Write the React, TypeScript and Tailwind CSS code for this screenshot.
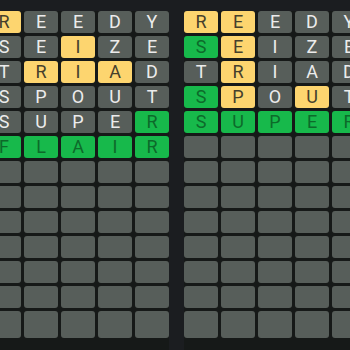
import React from "react";

type C = "y" | "g" | "n" | "e";

const left: [string, string][] = [
  ["REEDY", "ynnnn"],
  ["SEIZE", "nnynn"],
  ["TRIAD", "nyyyn"],
  ["SPOUT", "nnnnn"],
  ["SUPER", "nnnng"],
  ["FLAIR", "ggggg"],
];
const right: [string, string][] = [
  ["REEDY", "yynnn"],
  ["SEIZE", "gynnn"],
  ["TRIAD", "nynnn"],
  ["SPOUT", "gynyn"],
  ["SUPER", "ggggg"],
];

function Tile({ ch, c, last }: { ch: string; c: C; last: boolean }) {
  const cls =
    c === "y"
      ? "bg-[#fdd56f] text-[#45402c]"
      : c === "g"
      ? "bg-[#17b94b] text-[#0d6a2a]"
      : "bg-[#575e5a] text-[#ececec]";
  return (
    <div
      className={`${cls} ${last ? "h-[27px]" : "h-[22px]"} w-[34px] rounded-[3px] flex items-center justify-center text-[18px] leading-none`}
      style={{ fontFamily: "Roboto, 'Noto Sans', sans-serif" }}
    >
      {ch}
    </div>
  );
}

function Board({ rows, className }: { rows: [string, string][]; className: string }) {
  const all: [string, string][] = [...rows];
  while (all.length < 13) all.push(["     ", "eeeee"]);
  return (
    <div className={`flex flex-col gap-[3px] shrink-0 ${className}`}>
      {all.map(([w, cs], i) => (
        <div key={i} className="flex gap-[3px]">
          {w.split("").map((ch, j) => (
            <Tile key={j} ch={ch.trim()} c={cs[j] as C} last={i === 12} />
          ))}
        </div>
      ))}
    </div>
  );
}

export default function App() {
  return (
    <div className="w-[350px] h-[350px] bg-[#1b1d20] overflow-hidden flex pt-[11px]">
      <Board rows={left} className="ml-[-13px] bg-[#161918]" />
      <Board rows={right} className="ml-[15px] bg-[#161918]" />
    </div>
  );
}
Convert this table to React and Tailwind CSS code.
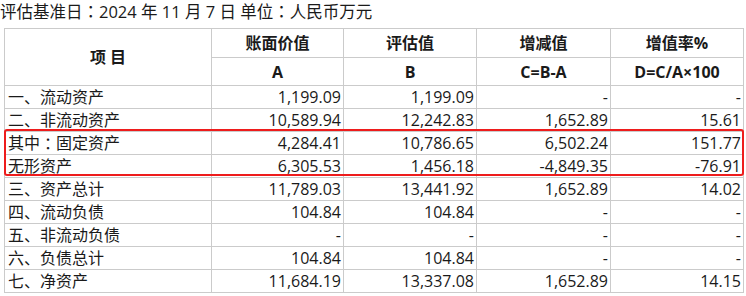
import React from "react";

const rows = [
  ["一、流动资产", "1,199.09", "1,199.09", "-", "-"],
  ["二、非流动资产", "10,589.94", "12,242.83", "1,652.89", "15.61"],
  ["其中：固定资产", "4,284.41", "10,786.65", "6,502.24", "151.77"],
  ["无形资产", "6,305.53", "1,456.18", "-4,849.35", "-76.91"],
  ["三、资产总计", "11,789.03", "13,441.92", "1,652.89", "14.02"],
  ["四、流动负债", "104.84", "104.84", "-", "-"],
  ["五、非流动负债", "-", "-", "-", "-"],
  ["六、负债总计", "104.84", "104.84", "-", "-"],
  ["七、净资产", "11,684.19", "13,337.08", "1,652.89", "14.15"],
];

const font = { fontFamily: '"Open Sans", "Noto Sans CJK SC", sans-serif' };
const tc = { fontFamily: '"Noto Sans CJK TC", sans-serif' };

function withColon(s) {
  const parts = s.split("：");
  if (parts.length === 1) return s;
  return parts.map((p, i) => (
    <React.Fragment key={i}>
      {i > 0 && <span style={tc}>：</span>}
      {p}
    </React.Fragment>
  ));
}

export default function App() {
  return (
    <div className="w-[746px] h-[296px] bg-white overflow-hidden text-[#1a1a1a]" style={font}>
      <div className="h-[28px] text-[16.5px] leading-[22px] whitespace-nowrap">
        {withColon("评估基准日：2024 年 11 月 7 日 单位：人民币万元")}
      </div>
      <div className="relative ml-[4px] w-[740px]">
        <div className="grid grid-cols-[206px_131px_132px_133px_132px] grid-rows-[28px_27px_repeat(9,22px)] gap-px p-px bg-[#cbcbcb] text-[16px] leading-[20px]">
          <div className="row-span-2 bg-white flex items-center justify-center font-bold">项 目</div>
          <div className="bg-white flex items-center justify-center font-bold">账面价值</div>
          <div className="bg-white flex items-center justify-center font-bold">评估值</div>
          <div className="bg-white flex items-center justify-center font-bold">增减值</div>
          <div className="bg-white flex items-center justify-center font-bold">增值率%</div>
          <div className="bg-white flex items-center justify-center font-bold">A</div>
          <div className="bg-white flex items-center justify-center font-bold">B</div>
          <div className="bg-white flex items-center justify-center font-bold">C=B-A</div>
          <div className="bg-white flex items-center justify-center font-bold">D=C/A×100</div>
          {rows.map((r, i) => (
            <React.Fragment key={i}>
              <div className="bg-white flex items-center pl-[3px] whitespace-nowrap">{withColon(r[0])}</div>
              {r.slice(1).map((v, j) => (
                <div key={j} className="bg-white flex items-center justify-end pr-[2px] whitespace-nowrap">{v}</div>
              ))}
            </React.Fragment>
          ))}
        </div>
        <div className="absolute left-0 top-[101px] w-[740px] h-[47px] border-2 border-[#ee1c1c] rounded-[3px] pointer-events-none" />
      </div>
    </div>
  );
}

•••••

Required task>
Quote each record exactly as it stands, minus the pictures.

Solution for this exercise>
Write the React, TypeScript and Tailwind CSS code for this screenshot.
import React from "react";

type C = "y" | "g" | "n" | "e";

const left: [string, string][] = [
  ["REEDY", "ynnnn"],
  ["SEIZE", "nnynn"],
  ["TRIAD", "nyyyn"],
  ["SPOUT", "nnnnn"],
  ["SUPER", "nnnng"],
  ["FLAIR", "ggggg"],
];
const right: [string, string][] = [
  ["REEDY", "yynnn"],
  ["SEIZE", "gynnn"],
  ["TRIAD", "nynnn"],
  ["SPOUT", "gynyn"],
  ["SUPER", "ggggg"],
];

function Tile({ ch, c, last }: { ch: string; c: C; last: boolean }) {
  const cls =
    c === "y"
      ? "bg-[#fdd56f] text-[#45402c]"
      : c === "g"
      ? "bg-[#17b94b] text-[#0d6a2a]"
      : "bg-[#575e5a] text-[#ececec]";
  return (
    <div
      className={`${cls} ${last ? "h-[27px]" : "h-[22px]"} w-[34px] rounded-[3px] flex items-center justify-center text-[18px] leading-none`}
      style={{ fontFamily: "Roboto, 'Noto Sans', sans-serif" }}
    >
      {ch}
    </div>
  );
}

function Board({ rows, className }: { rows: [string, string][]; className: string }) {
  const all: [string, string][] = [...rows];
  while (all.length < 13) all.push(["     ", "eeeee"]);
  return (
    <div className={`flex flex-col gap-[3px] shrink-0 ${className}`}>
      {all.map(([w, cs], i) => (
        <div key={i} className="flex gap-[3px]">
          {w.split("").map((ch, j) => (
            <Tile key={j} ch={ch.trim()} c={cs[j] as C} last={i === 12} />
          ))}
        </div>
      ))}
    </div>
  );
}

export default function App() {
  return (
    <div className="w-[350px] h-[350px] bg-[#1b1d20] overflow-hidden flex pt-[11px]">
      <Board rows={left} className="ml-[-13px] bg-[#161918]" />
      <Board rows={right} className="ml-[15px] bg-[#161918]" />
    </div>
  );
}
Convert this table to React and Tailwind CSS code.
import React from "react";

const rows = [
  ["一、流动资产", "1,199.09", "1,199.09", "-", "-"],
  ["二、非流动资产", "10,589.94", "12,242.83", "1,652.89", "15.61"],
  ["其中：固定资产", "4,284.41", "10,786.65", "6,502.24", "151.77"],
  ["无形资产", "6,305.53", "1,456.18", "-4,849.35", "-76.91"],
  ["三、资产总计", "11,789.03", "13,441.92", "1,652.89", "14.02"],
  ["四、流动负债", "104.84", "104.84", "-", "-"],
  ["五、非流动负债", "-", "-", "-", "-"],
  ["六、负债总计", "104.84", "104.84", "-", "-"],
  ["七、净资产", "11,684.19", "13,337.08", "1,652.89", "14.15"],
];

const font = { fontFamily: '"Open Sans", "Noto Sans CJK SC", sans-serif' };
const tc = { fontFamily: '"Noto Sans CJK TC", sans-serif' };

function withColon(s) {
  const parts = s.split("：");
  if (parts.length === 1) return s;
  return parts.map((p, i) => (
    <React.Fragment key={i}>
      {i > 0 && <span style={tc}>：</span>}
      {p}
    </React.Fragment>
  ));
}

export default function App() {
  return (
    <div className="w-[746px] h-[296px] bg-white overflow-hidden text-[#1a1a1a]" style={font}>
      <div className="h-[28px] text-[16.5px] leading-[22px] whitespace-nowrap">
        {withColon("评估基准日：2024 年 11 月 7 日 单位：人民币万元")}
      </div>
      <div className="relative ml-[4px] w-[740px]">
        <div className="grid grid-cols-[206px_131px_132px_133px_132px] grid-rows-[28px_27px_repeat(9,22px)] gap-px p-px bg-[#cbcbcb] text-[16px] leading-[20px]">
          <div className="row-span-2 bg-white flex items-center justify-center font-bold">项 目</div>
          <div className="bg-white flex items-center justify-center font-bold">账面价值</div>
          <div className="bg-white flex items-center justify-center font-bold">评估值</div>
          <div className="bg-white flex items-center justify-center font-bold">增减值</div>
          <div className="bg-white flex items-center justify-center font-bold">增值率%</div>
          <div className="bg-white flex items-center justify-center font-bold">A</div>
          <div className="bg-white flex items-center justify-center font-bold">B</div>
          <div className="bg-white flex items-center justify-center font-bold">C=B-A</div>
          <div className="bg-white flex items-center justify-center font-bold">D=C/A×100</div>
          {rows.map((r, i) => (
            <React.Fragment key={i}>
              <div className="bg-white flex items-center pl-[3px] whitespace-nowrap">{withColon(r[0])}</div>
              {r.slice(1).map((v, j) => (
                <div key={j} className="bg-white flex items-center justify-end pr-[2px] whitespace-nowrap">{v}</div>
              ))}
            </React.Fragment>
          ))}
        </div>
        <div className="absolute left-0 top-[101px] w-[740px] h-[47px] border-2 border-[#ee1c1c] rounded-[3px] pointer-events-none" />
      </div>
    </div>
  );
}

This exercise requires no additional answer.